* **YOUR TASK**:
Go through the listing and return every line with "React" in it.

* **DATASET EXTRACT**:
-----
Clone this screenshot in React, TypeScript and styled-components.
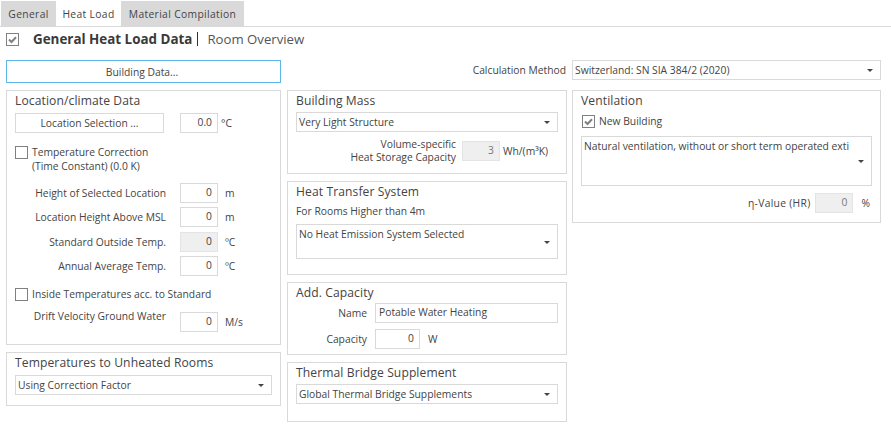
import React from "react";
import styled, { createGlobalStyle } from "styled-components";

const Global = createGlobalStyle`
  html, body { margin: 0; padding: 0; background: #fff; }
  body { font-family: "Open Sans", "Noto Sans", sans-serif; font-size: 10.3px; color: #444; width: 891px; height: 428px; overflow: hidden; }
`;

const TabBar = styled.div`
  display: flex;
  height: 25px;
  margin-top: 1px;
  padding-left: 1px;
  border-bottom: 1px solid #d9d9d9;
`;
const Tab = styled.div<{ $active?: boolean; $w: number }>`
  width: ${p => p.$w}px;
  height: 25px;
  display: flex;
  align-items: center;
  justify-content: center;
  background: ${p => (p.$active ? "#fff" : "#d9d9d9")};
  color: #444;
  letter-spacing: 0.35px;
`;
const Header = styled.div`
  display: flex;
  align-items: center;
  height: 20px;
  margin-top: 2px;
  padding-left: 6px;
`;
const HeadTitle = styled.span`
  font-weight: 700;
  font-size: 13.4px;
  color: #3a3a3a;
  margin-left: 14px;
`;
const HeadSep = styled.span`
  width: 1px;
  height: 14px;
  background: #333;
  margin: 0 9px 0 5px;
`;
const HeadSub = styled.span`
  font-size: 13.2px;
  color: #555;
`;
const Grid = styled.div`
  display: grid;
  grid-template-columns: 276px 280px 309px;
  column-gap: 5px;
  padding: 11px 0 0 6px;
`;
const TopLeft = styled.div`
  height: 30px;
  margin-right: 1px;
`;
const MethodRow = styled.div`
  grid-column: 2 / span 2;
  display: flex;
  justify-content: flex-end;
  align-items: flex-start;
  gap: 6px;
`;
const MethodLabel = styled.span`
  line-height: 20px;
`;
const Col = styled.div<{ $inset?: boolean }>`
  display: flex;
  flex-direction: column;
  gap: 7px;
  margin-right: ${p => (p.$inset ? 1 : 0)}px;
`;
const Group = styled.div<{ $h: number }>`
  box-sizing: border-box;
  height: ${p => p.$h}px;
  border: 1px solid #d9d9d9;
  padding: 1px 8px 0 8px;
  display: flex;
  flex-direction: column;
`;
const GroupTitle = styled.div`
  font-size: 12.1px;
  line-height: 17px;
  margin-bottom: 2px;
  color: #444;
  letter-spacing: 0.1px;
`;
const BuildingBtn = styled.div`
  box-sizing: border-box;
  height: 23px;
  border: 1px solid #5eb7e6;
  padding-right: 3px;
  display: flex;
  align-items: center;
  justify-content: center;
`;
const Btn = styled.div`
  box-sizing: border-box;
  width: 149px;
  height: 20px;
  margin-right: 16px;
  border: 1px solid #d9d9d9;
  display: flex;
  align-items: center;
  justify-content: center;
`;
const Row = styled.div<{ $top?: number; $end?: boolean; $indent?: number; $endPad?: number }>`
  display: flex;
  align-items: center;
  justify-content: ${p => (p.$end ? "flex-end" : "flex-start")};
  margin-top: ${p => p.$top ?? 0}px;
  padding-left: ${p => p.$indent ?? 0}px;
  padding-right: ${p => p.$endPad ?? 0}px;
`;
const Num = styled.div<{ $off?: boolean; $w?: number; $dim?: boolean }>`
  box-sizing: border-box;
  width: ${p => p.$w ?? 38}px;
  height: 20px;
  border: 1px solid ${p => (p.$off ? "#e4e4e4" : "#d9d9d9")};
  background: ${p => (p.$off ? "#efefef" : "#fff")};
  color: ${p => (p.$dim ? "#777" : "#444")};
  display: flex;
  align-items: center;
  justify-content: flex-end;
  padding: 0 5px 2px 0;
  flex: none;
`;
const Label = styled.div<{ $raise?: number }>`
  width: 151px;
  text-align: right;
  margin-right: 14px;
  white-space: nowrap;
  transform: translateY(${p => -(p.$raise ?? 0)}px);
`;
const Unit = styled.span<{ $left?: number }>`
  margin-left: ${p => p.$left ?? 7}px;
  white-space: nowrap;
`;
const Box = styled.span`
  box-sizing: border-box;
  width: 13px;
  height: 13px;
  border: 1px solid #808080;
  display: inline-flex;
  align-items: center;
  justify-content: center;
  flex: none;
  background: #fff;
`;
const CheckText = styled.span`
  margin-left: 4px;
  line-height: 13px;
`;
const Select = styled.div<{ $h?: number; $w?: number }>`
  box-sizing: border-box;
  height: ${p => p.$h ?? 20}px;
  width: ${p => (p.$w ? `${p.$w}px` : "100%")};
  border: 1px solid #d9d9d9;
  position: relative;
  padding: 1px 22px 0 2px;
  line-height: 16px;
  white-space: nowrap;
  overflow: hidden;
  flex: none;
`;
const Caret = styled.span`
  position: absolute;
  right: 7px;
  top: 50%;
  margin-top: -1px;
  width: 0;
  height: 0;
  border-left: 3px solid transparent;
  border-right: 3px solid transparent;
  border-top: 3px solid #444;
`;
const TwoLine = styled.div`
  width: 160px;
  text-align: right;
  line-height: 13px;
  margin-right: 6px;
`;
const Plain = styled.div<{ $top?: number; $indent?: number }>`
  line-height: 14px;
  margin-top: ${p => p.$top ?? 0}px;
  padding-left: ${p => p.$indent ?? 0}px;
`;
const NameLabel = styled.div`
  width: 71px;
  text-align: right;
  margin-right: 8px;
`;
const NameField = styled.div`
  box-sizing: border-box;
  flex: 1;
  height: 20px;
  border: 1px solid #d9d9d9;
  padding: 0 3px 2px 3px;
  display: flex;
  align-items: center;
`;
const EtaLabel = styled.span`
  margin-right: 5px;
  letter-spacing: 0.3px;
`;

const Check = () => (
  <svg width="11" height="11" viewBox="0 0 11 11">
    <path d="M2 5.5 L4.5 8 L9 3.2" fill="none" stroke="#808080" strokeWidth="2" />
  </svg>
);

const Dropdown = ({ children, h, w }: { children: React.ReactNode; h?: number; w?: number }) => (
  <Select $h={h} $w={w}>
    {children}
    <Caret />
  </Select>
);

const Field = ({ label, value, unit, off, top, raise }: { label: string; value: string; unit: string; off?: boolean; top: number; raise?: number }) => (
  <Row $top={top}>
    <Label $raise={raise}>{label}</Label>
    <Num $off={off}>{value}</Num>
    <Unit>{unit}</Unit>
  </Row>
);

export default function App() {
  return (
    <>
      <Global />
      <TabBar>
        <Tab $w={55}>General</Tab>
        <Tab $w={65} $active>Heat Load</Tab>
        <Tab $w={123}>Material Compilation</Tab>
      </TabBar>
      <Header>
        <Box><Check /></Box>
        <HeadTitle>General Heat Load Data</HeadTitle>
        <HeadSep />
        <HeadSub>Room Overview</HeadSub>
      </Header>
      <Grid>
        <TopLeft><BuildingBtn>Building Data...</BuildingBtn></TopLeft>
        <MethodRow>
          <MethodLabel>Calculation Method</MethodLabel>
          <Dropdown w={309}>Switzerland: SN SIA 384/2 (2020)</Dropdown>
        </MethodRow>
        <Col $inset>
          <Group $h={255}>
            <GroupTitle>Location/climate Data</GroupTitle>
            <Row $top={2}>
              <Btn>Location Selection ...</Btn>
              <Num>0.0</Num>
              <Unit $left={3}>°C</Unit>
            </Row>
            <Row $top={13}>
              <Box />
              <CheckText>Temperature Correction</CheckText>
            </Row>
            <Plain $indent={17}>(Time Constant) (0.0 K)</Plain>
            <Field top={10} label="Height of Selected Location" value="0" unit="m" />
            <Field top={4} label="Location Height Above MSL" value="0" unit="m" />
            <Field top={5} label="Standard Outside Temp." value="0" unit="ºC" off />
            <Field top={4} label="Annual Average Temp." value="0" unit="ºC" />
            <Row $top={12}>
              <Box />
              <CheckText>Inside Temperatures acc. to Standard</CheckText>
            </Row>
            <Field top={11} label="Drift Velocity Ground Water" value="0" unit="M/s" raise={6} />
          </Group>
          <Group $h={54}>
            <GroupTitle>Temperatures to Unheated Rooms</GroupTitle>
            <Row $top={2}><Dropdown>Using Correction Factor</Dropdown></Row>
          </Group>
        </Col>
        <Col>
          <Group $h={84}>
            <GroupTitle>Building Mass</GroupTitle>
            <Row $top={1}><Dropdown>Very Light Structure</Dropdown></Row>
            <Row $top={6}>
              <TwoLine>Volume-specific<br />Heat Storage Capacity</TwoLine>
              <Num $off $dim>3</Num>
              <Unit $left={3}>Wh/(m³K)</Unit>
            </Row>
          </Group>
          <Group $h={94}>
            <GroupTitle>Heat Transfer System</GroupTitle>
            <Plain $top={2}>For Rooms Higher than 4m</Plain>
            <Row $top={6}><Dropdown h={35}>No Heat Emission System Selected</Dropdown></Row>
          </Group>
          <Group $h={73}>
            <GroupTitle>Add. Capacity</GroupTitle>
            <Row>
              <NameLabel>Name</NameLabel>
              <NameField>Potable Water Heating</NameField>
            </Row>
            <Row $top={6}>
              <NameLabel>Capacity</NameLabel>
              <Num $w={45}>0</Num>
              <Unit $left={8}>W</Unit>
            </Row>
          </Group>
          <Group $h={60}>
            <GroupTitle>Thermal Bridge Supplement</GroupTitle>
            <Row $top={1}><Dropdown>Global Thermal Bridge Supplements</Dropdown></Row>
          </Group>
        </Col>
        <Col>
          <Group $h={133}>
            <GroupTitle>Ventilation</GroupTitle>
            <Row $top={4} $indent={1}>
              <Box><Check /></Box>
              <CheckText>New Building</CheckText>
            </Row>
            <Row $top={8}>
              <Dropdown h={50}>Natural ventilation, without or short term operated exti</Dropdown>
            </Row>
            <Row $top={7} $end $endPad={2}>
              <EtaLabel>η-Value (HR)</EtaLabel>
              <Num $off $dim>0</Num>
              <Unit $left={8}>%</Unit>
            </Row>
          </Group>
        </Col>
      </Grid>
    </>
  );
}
-----
* **RESULT BELOW**:
Clone this screenshot in React, TypeScript and styled-components.
import React from "react";
const Dropdown = ({ children, h, w }: { children: React.ReactNode; h?: number; w?: number }) => (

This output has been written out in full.